TASK DESCRIPTION: Exactly reproduce the lines that follow.

DATA SHOWN:

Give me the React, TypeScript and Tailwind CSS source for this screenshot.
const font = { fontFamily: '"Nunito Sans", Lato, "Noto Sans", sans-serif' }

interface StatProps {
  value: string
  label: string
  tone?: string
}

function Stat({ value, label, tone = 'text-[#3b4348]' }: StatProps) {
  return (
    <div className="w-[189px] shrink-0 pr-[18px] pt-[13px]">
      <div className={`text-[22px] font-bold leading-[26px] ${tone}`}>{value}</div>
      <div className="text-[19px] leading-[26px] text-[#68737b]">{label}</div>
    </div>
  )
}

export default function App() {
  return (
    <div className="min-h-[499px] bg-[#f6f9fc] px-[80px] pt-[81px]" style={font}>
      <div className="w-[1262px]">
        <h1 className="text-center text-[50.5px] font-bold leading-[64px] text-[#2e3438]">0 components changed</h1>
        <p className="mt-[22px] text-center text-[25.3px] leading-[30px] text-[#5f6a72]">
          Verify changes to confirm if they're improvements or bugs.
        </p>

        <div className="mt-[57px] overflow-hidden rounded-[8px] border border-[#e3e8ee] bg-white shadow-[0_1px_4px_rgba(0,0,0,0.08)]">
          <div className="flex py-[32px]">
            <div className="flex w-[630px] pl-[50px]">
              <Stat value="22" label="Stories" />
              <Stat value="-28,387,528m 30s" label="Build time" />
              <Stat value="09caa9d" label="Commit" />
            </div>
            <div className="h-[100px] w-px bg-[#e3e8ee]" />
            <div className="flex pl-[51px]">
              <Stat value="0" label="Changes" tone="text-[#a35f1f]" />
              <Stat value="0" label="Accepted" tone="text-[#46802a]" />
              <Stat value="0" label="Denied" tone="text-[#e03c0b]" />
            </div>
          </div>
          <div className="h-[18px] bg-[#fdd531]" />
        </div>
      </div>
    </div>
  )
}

RESPONSE TO THIS EXERCISE:
Give me the React, TypeScript and Tailwind CSS source for this screenshot.
const font = { fontFamily: '"Nunito Sans", Lato, "Noto Sans", sans-serif' }

interface StatProps {
  value: string
  label: string
  tone?: string
}

function Stat({ value, label, tone = 'text-[#3b4348]' }: StatProps) {
  return (
    <div className="w-[189px] shrink-0 pr-[18px] pt-[13px]">
      <div className={`text-[22px] font-bold leading-[26px] ${tone}`}>{value}</div>
      <div className="text-[19px] leading-[26px] text-[#68737b]">{label}</div>
    </div>
  )
}

export default function App() {
  return (
    <div className="min-h-[499px] bg-[#f6f9fc] px-[80px] pt-[81px]" style={font}>
      <div className="w-[1262px]">
        <h1 className="text-center text-[50.5px] font-bold leading-[64px] text-[#2e3438]">0 components changed</h1>
        <p className="mt-[22px] text-center text-[25.3px] leading-[30px] text-[#5f6a72]">
          Verify changes to confirm if they're improvements or bugs.
        </p>

        <div className="mt-[57px] overflow-hidden rounded-[8px] border border-[#e3e8ee] bg-white shadow-[0_1px_4px_rgba(0,0,0,0.08)]">
          <div className="flex py-[32px]">
            <div className="flex w-[630px] pl-[50px]">
              <Stat value="22" label="Stories" />
              <Stat value="-28,387,528m 30s" label="Build time" />
              <Stat value="09caa9d" label="Commit" />
            </div>
            <div className="h-[100px] w-px bg-[#e3e8ee]" />
            <div className="flex pl-[51px]">
              <Stat value="0" label="Changes" tone="text-[#a35f1f]" />
              <Stat value="0" label="Accepted" tone="text-[#46802a]" />
              <Stat value="0" label="Denied" tone="text-[#e03c0b]" />
            </div>
          </div>
          <div className="h-[18px] bg-[#fdd531]" />
        </div>
      </div>
    </div>
  )
}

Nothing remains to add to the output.